Is it ever. Bobby is a tragedy, in many ways, and given that it is based around RFK's assassination, you may think the end is foretold. But the final sequence of the film is surprising and powerful -- surprising because it hinges not on the actual event but the alchemy of emotions surrounding it, and powerful because Estevez has earned our investment in RFK and these characters. Oh, what a cataclysm the assassination must've been for anyone alive and cognizant in June of '68. It is shattering merely experiencing it via celluloid 40 years later.
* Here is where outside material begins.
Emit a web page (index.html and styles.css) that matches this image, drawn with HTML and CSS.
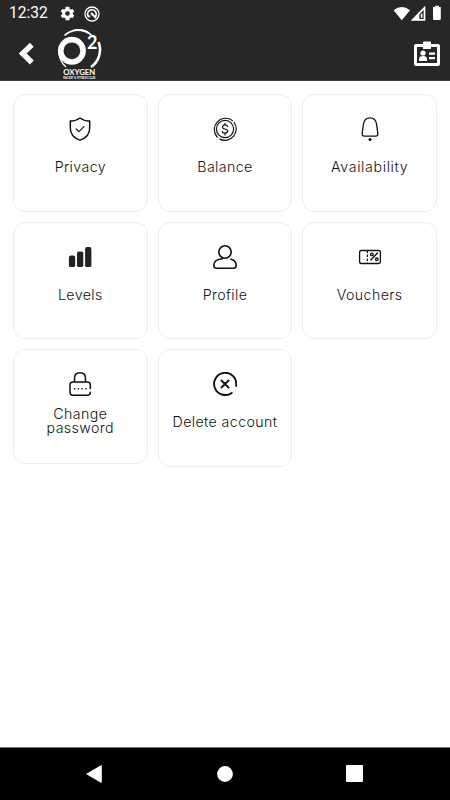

I was weeping at the film's end. But for what? The brutal assassination of hope, maybe. A generation endured the murders of JFK and Martin Luther King Jr., and in Bobby they found a phoenix. Here was their last great hope out of the ashes of the '60s, and even that was taken away by mindless menace. The film despairs for us, yes, but it is ultimately an ode to our capacity for endurance.

What Estevez does isn't brain surgery. He uses RFK and the Ambassador Hotel as a spine, and wraps simple vignettes around it. But it's clear: Estevez himself had a definite vision, and Bobby is a perfect realization of it.

I've run out of words to convey the value of this movie. Bobby is an immersion and a reflection. It is a great experience. Most importantly, it makes us wonder how things would be different if RFK had been president instead of Nixon, and how we might work our way to that thwarted reality starting today. Better late than never.